At my last job, one day my peers and I were having a lengthy argument about whether to bring in an engineering level system to define career progression. There were good reasons to do it; it can help give people a sense of growth and reward, which is why it’s an industry standard. My view was that it would not be a panacea, especially not at that organization (where it wouldn’t be affirmed by or connected to compensation), and I was doubtful it would be a net win overall, because running a promotion process takes a lot of time, and you don’t just get to promote people, you also have to tell people they didn’t get promoted. Anyway, this argument went on until I said, “Well, I’m not going to be the person who does it.” And then it ended. I’m not sure if they had expected me to do it, or if that clarified that no one else was willing to do it either.

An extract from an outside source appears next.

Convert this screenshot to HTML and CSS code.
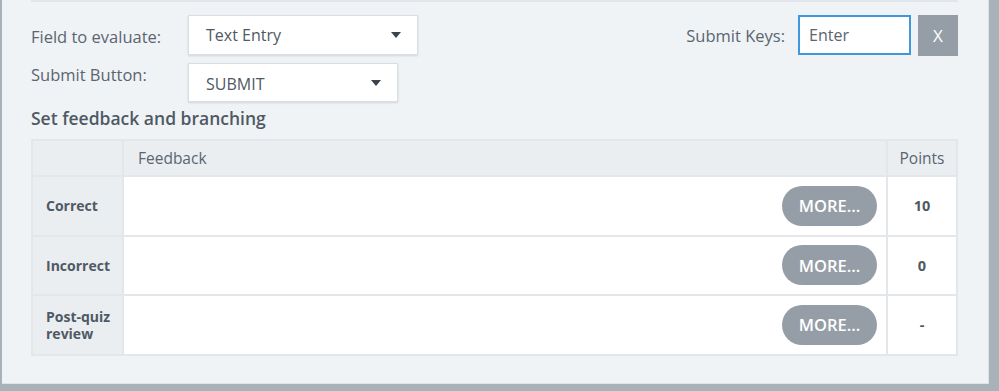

“I’m not going to be the person who does this” is something that I would deploy extremely selectively but that experience did clarify on some level the power I had. Being willing to commit to using something is not the same as committing to doing something.
After working in a place where people would greet new hires with “welcome to the chaos,” in order to maintain my equilibrium, I think about things being right enough to allow me to be effective. Not everything has to be perfect. It just needs to be good enough, so that we can get things done together.